What I had more difficulty with is Mr Whiting's style. It struck me right from the start with his constant references to the commanders (general level) as the 'Top Brass', an expression you don't hear frequently these days. Mr Whiting served during the war (52nd Armoured Reconnaissance Regiment in NW Europe) and I don't know if he had some bad experiences with generals, but he certainly has little time for them. Again, I can live with that - the generals commanding the divisions, corps and armies involved in the Huertgen did not cover themselves in glory - but it becomes a constant theme, like a stuck gramophone record grinding away. Additionally, he makes references to what appear to be very private conversations between senior generals (eg Hughes - referred to several times in the book as a hard-drinking womaniser; once gets the message across - and Eisenhower), but does not give any source - how does he know what was said, or is it largely Whiting's vivid imagination?
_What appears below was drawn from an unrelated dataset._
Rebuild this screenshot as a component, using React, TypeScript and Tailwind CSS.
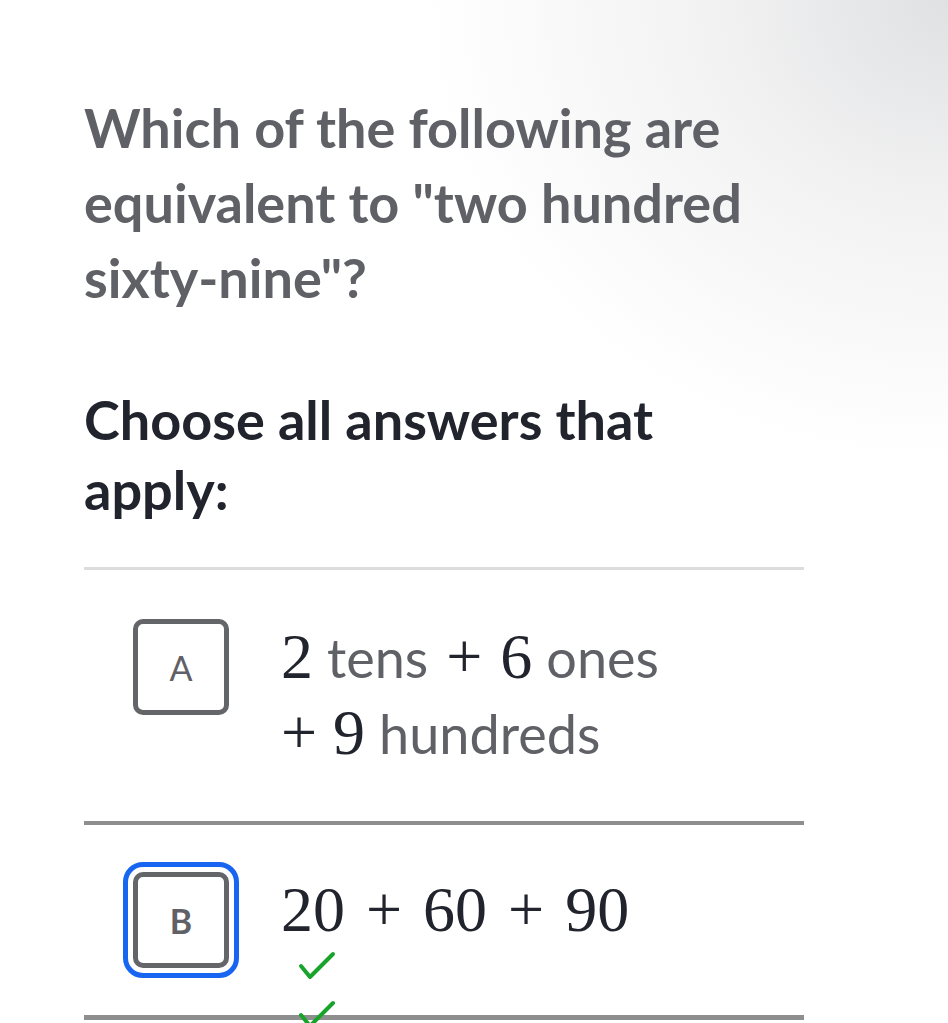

There's a degree of cynicism that threads through the book which, for me, detracted from what, otherwise, might be a fair analysis of the campaign. There is the story of black American soldiers being called forward to fight; and the execution of the deserter, PFC Eddie Slovik. These provide useful background, but the constant bitching about the 'Top Brass' gets wearing (only Gavin, commander of the 82nd Airborne seems worth a damn) - it's like listening to rather dim soldiers and airmen who maintain that 'all officers are rubbish'.

Finally, the book is rounded off, sadly, with a short section linking the attritional campaign of Vietnam to that of the Huertgen and making the point that some of the same officers were involved - Joe Westmoreland who commanded US forces in 'Nam was in the Huertgen. It's a dubious leap of logic and does nothing to improve the tone of the book. Like many wars, Vietnam is complex and no reasonable arguments over the nature of the military strategy can be made in a few pages. It does no justice to Mr Whiting's presumable qualities as an author and a historian.

So, in summary, I think the book is worth reading, if you're a student of WWII history - there really is no other book on the subject that I can find (and I would like to.) However, you may wish to be wary of Mr Whiting's cynical tone and his dubious links to other issues; I don't think they are helpful!

CORRECTION - as you will see in a comment from 'lefty', I got Westmoreland's forenames wrong. His name was actually William C Westmoreland (where did I get 'Joe' from?!). Nonetheless, he was in the Huertgen (as Chief of Staff to 9th Div), having fought through Africa, Sicily and France and he did go onto command US forces in Vietnam. Sorry for the confusion.